4. Perfectly Crisp Parmesan Crisps
We've reached the point on this list where Larry is certainly onto something. Cheese crisps are all the rage right now, and a particular favorite of the keto set considering they're simply pure, unadulterated cheese with no additional carbs. We doubt that Larry is of the keto persuasion, and there's a good chance he has no idea what the diet even entails, but there is no denying his love for Perfectly Crisp Parmesan Crisps. "This is one of the world's great crackers," he asserts. "There's Parmesan in this!"
As a hotel snack goes, we're totally down for some Parmesan crisps. But the reason this one isn't higher in the rankings is twofold: First, there's the issue of the price. Larry's cheese crisp of choice goes for a hefty $5.99 at Whole Foods, and we're not sure we can stomach what the price tag is likely to be at the Funkhouser. Then, there's the issue of Larry's particular Perfectly Crisp flavor choice, the standard "Parmesan," even though "everything" is obviously the superior pick.
3. Wasabi peas
"Do we love the sound of that?" Larry inquires as he excitedly shakes a tube of wasabi peas like a toddler with a rattle. The trio sitting before him appear unenthused — but they should be. Wasabi peas traffic in the sort of superficiality that makes them the perfect match for a Beverly Hills hotel mini bar. They're just past their prime of being trendy, feature a once healthy vegetable that's gone through some dramatic cosmetic surgery, and ultimately, come off as more spicy than they actually are. All in all, wasabi peas are the snack version of "The Real Housewives of Beverly Hills" — Dorit Kemsley, if we're being specific.

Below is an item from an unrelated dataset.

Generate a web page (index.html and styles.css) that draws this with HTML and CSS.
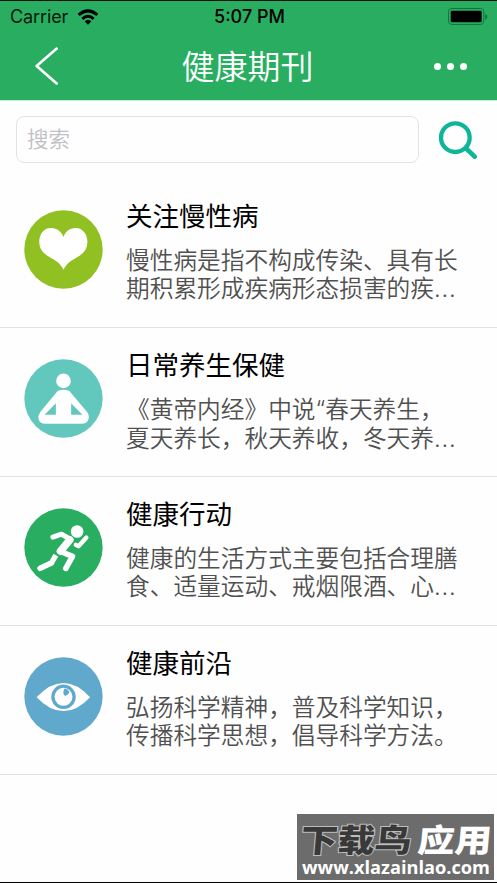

But beyond the artifice, wasabi peas are genuinely craveable and stumbling into our room after an exhausting Hollywood night, we'd be willing to shell out for them. Just before Larry calls it a day, he declares, "If you don't have this vision to know how amazing a wasabi pea would be in a mini bar, I don't really want anything to do with you." And to that we say, amen.
2. Tate's Chocolate Chip Cookies
"I don't think you're going to find a better mini bar display, not just in the country, but in the world," Larry tells Funkhouser and his associates. While the boast may not exactly ring true, including Tate's in the equation certainly helps his cause. The thin and crispy Southampton born and bred cookie has become a nationwide sensation over the past few years, and for good reason. The company's rapidly expanding legion of fans includes everyone from Ina Garten to, well us. (It landed in the top five of our favorite grocery store chocolate chip cookies.)
To be clear, Larry doesn't specifically highlight Tate's on the show, though the bag is prominently featured in his supermarket cart, as well as on the table during the pitch meeting. Perhaps that's because there is no humor to be mined from selecting Tate's to be on the mini bar roster. This is a slam dunk LeBron in 2003 draft pick, and we applaud Larry for bringing it into the fold.
1. York Peppermint Pattie
"All right. The coup de grâce," Larry exclaims as he holds up a single, shimmering York Peppermint Pattie. While the Funkhouser squad deems it a "classic," they seem generally unenthused. Well, shame on them for failing to acknowledge Larry's brilliance. Wait, are you not getting it? Let us explain.
What is the single most iconic hotel food item? The pillow mint, of course. It's an always welcome, perfectly pleasant, sweet little treat to enjoy before you go to bed. And yet, the Peppermint Pattie is that and so much more. You're hit with that borderline-abrasive cool, creamy rush, but that welcome milk chocolate coating helps to temper the situation, a ying to the peppermint's yang (or is it the other way around?). Regardless, the union is reminiscent of the Larry and Jeff friendship but in candy form, so obviously we're fans.